Ecco però che un bel giorno, la monotonia del gruppetto di amici viene interrotta da – è proprio il caso di dirlo – un'apparizione: Annalisa (Aylin Prandi). Emarginata da tutti in paese per il suo passato traumatico, Annalisa è ormai un'alienata che vive in una sua dimensione, senza curarsi degli altri. Veleno e Zazà, in preda a quella curiosità tutta “bambinesca”, finiscono con l'invaghirsi di lei. La frequenteranno, senza immaginare a cosa questa scelta li porterà. Tuttavia, con la comparsa di Annalisa, il film comincia drasticamente a perdere d'interesse e di coerenza. Le scelte stilistiche di Mezzapesa rasentano a volte il manierismo, e sembrano voler emulare certi effetti alla Von Trier, rompendo purtroppo quell'atmosfera da “realismo pugliese” che si era creata sullo schermo. L'elemento forte, che servirebbe al regista per dare una svolta al film e alle vicende dei giovani protagonisti, rimane un semplice pretesto. La cura e la perizia della messa in scena, dall'utilizzo delle musiche di Non è la Rai alle immagini di Ok, il prezzo è giusto, che servono per ricreare la perfetta ambientazione dei primi anni '90, rimangono semplicemente degli orpelli. Si ha l'impressione che il regista abbia voluto imprimere un'accelerata, saltando di gran carriera e omettendo aspetti più personali dei protagonisti.

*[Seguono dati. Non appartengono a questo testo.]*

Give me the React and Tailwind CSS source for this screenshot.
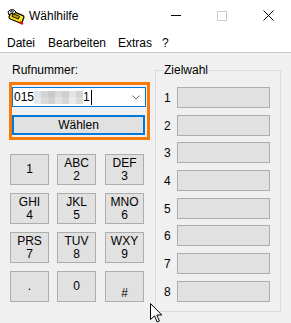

Ne esce un quadro incompleto, certamente in linea con i canoni del cinema post-moderno, ma che rischia di lasciare lo spettatore con l'amaro in bocca. Si sente molto la mancanza di quei dettagli e di quella veracità che si trovano invece nei “Ragazzi di Vita” di P.P.Pasolini, verso il quale evidentemente il regista - e ancor prima lo scrittore - hanno un forte debito di soggetto. Rimane comunque un film godibile, e una buona opera prima, per un regista come Mezzapesa, che ha alle spalle una premiatissima carriera da documentarista e da regista di cortometraggi (L'altra metà, 2009; Come a Cassano, 2006; Zinanà, 2004). Auspichiamo che questo amore spasmodico per la forma estetica si trasformi in altrettanta cura e precisione narrativa.